MAKING IT LOOK EASY
Tuesday, February 7, 2023
Life’s only meaning is the meaning we choose to give to it; for some, it is a life of ease and a longing for difficulty for its challenges, rewards and experiences that drives them. Conversely, or perhaps perversely, life’s only meaning for the rest of us is essentially the same; a life of difficulty and a longing for ease without its challenges, rewards and experiences that drives them.
Do you know this term: degree of difficulty?
I think it originated in how they judge athletes in sports – figure skating, diving, gymnastics, horse-jumping, for example – so the competitor’s score isn’t only for the quality of their performance but also based on how difficult (or easy) that dive, jump, or spin combo was to perform.
Now, consider that, depending on who is doing it, their experience, talent, and attitude – that everything is easy, and let’s face it, most things are. Why don’t we measure/judge the degree-of-easy rather than their degree-of-difficulty?
On things that are easy for us, we can be superb without having to try very hard (like governments re-announcing a good idea for the umpteenth time,) keeping our house in order, washing our car, being aware of current trends – all has a high degree of easy.
It’s easier by far for someone to succeed at something if they start from a position of competitive advantage – they have more money, education, capital, or acumen. Or, if they work harder, have been doing it longer, and have inherited advantages of place or influence, it’s easy to see why few things for them are a matter of degree of difficulty.

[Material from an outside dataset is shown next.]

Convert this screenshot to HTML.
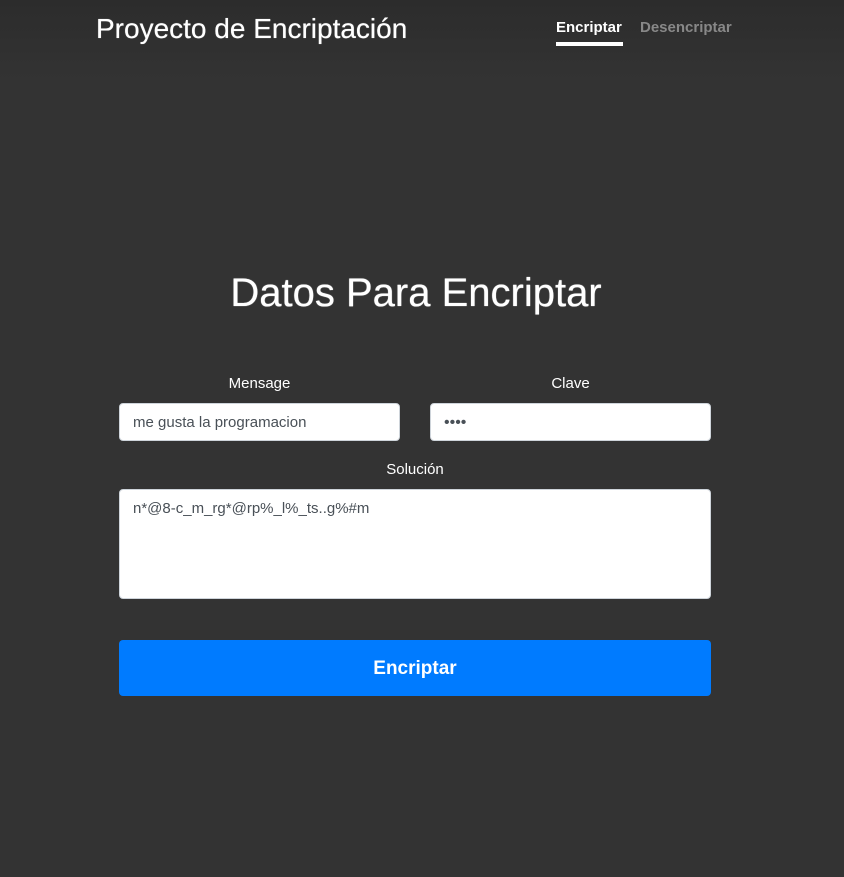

But life for most people is not about being an elite athlete, silver-spoon-born industrialist or professional – it’s about how we live our lives.
Difficult v. easy is sometimes unavoidable, but every day contains many chances and choices to make the actions of doing easy things into essential elements of us – that make up our package. Those things we find easy become larger and more valuable, and how we approach difficult things demonstrates character.
How far we’ve come and how far we have yet to go has more to do with those choices than whether something was difficult or easy.
Taking time to say hello to people we pass by, smiling more, and thinking the best of people without questioning their motives – easy!
Breathing without assistance – easy.
Walking without a cane or walker is easy.
Speaking your native language must be easy; they’ve grown up hearing and speaking it too.
Except for when easy things aren’t easy – looking the same as everyone in a crowd where everyone looks the same – easy-peasy; there is nothing to do but look the way you look, and wear whatever you choose.
When you are part of the mass, and everyone looks the same, that’s simple to understand, unless you are one person who looks different, acts differently, has an unfamiliar language, skin colour, or attitude – and in a moment, easy becomes difficult, complicated – perhaps insurmountable, or deadly.
What is easy for me might require near-impossible effort or transformation for someone else; what might be so easy that I take it for granted like walking, speaking, or breathing – is life-altering or possibly life-threatening for someone else.
And when changes happen, those changes might happen to me or to you.
What I’m trying to point out here, in case I’m not being direct enough about it, is that depending on where you sit in life, on the planet, and mix of we-them, us-those who are different, citizens-immigrants, or of abled v. disabled, we live in a world filled with degrees of difficulty, and degrees of easy. One doesn’t eclipse the other, but sometimes the overlap gets confusing because both are important.
The value of our day, today or any other day, is measured only by one person. It’s never what the boss measures, voters assess, or business leaders value – because all the pomp, power, and prestige do not set those folks apart from the rest of us.
100 years ago, none of us existed, and 100 years from, we’ll be equal again in dust, in value, and having lived a life full of breathing, eating, mating, surviving our circumstances and being forgotten, and I mean completely forgotten forever. Sure, out of 8 billion, a handful makes it into the history books or impact with long-term life-altering consequences deserving a statue, medal, or building named for them – but they’re just as dead and gone as the rest of us.
So, what then can be the value of life?
Life is immensely complex if we see life through a lens of complexity and incredibly simple if we look at it plainly through the lens/eyes of the simplest and least complicated among us.
We are always in the middle. Others are younger, smarter, richer, stronger, important, and better looking too. Others are always older, dumber, poorer, weaker, less significant and unattractive.